With the gold price trending lower in recent months, we assess the outlook for the precious metal.
- Gold has been left behind as the narrative has shifted to the overriding themes of rising real bond yields and the potential emergence of inflation as the recovery takes hold.
- Gold is now at a delicate juncture. Steadily rising inflation could keep real yields in check, paving the way for gold to deliver a creditable performance. But a rising-yield environment combined with a strengthening US dollar would present a more challenging environment for the precious metal.
- Bitcoin and other cryptocurrencies could also affect demand for their more glittering rival.
After hitting an all-time peak above US$2,000 in August 2020, gold has traced a less glittering path over recent months, taking a decisive leg down since the beginning of the year. With Covid-19 vaccine programmes firmly in the picture, albeit with differentiation in the pace of the rollout between countries, the market narrative has shifted to the overriding themes of rising real bond yields and the potential emergence of inflation as the recovery takes hold. This has been coupled with a more reflationary tone in equity markets, and while industrial commodities, such as copper, have surged ahead anticipating a full-blown recovery, gold has been left behind, perhaps unsurprisingly given its countercyclical rather than pro-cyclical characteristics.
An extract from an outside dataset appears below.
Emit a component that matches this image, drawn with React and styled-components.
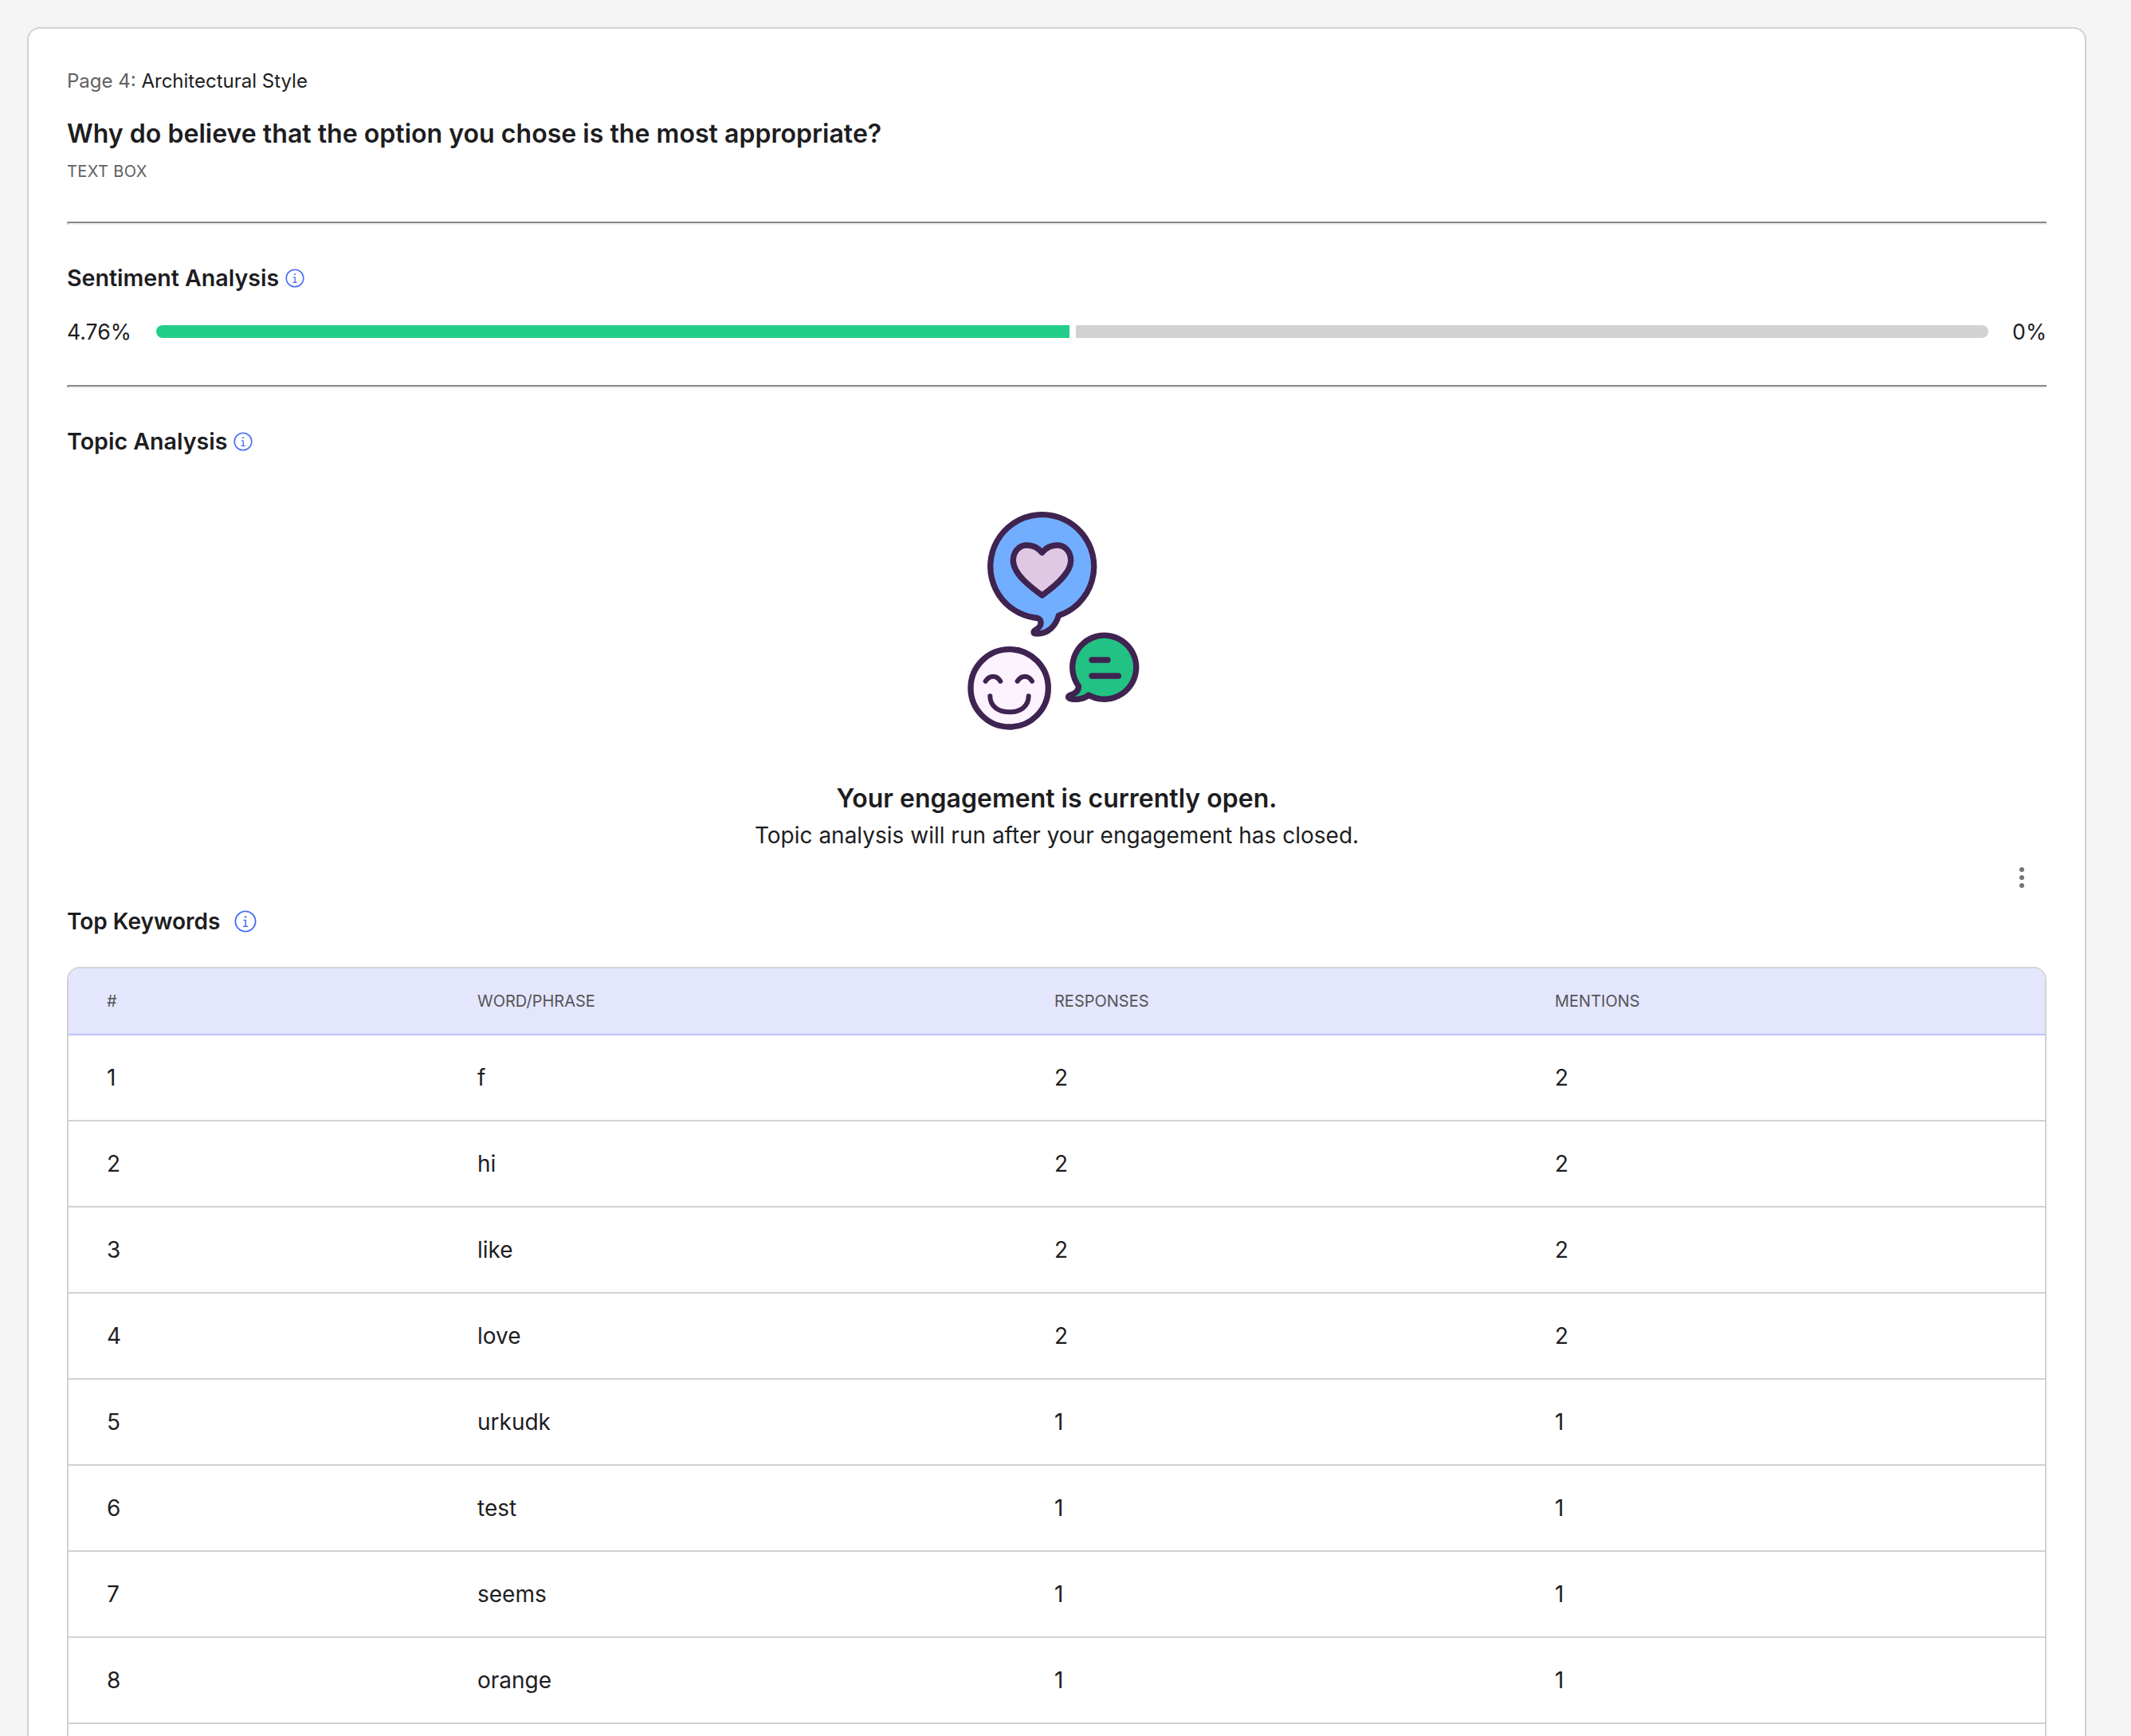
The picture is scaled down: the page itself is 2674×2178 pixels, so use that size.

This is a delicate juncture in terms of prospects for the gold price. The jury is out as to how far and fast real rates can rise – high levels of indebtedness may well place a cap on yield rises – and while short-term inflation seems an inevitability owing to base-rate effects, it is unclear how sustained inflationary pressures will be. Moreover, the US-dollar appreciation witnessed since the beginning of the year could be unhelpful for the gold price, particularly if coupled with rising real yields.
A more rosy scenario for the precious metal would be the emergence of broader inflationary pressures owing to a combination of input-price appreciation, a build-up of capacity constraints within industries, and true wage growth. Should the playbook of 2002-2007 unfold, steadily rising inflation could keep real yields in check, paving the way for gold to deliver a creditable performance. On the flip side, in the event that rising yields continue to dominate, in conjunction with a strengthening US dollar, this would present a more challenging environment for the precious metal.
In summary, we find ourselves at a crossroads. Further clarity is needed in order to establish the most likely trajectory and determine whether gold will remain unloved by investors. It would also be remiss not to mention the new kid on the block: Bitcoin (and cryptocurrencies more broadly). These may exacerbate the dampening effect on the price of their more glittering rival owing to their appeal among the millennial generation, who may view digital assets as being interchangeable with gold on account of their status outside the traditional monetary system. Given all the considerations mentioned above, only time will tell how gold fares and whether its time-honoured role as a safe-haven asset with inflation-hedging properties will be deemed both relevant and valuable in the context of potentially more dominant macroeconomic forces.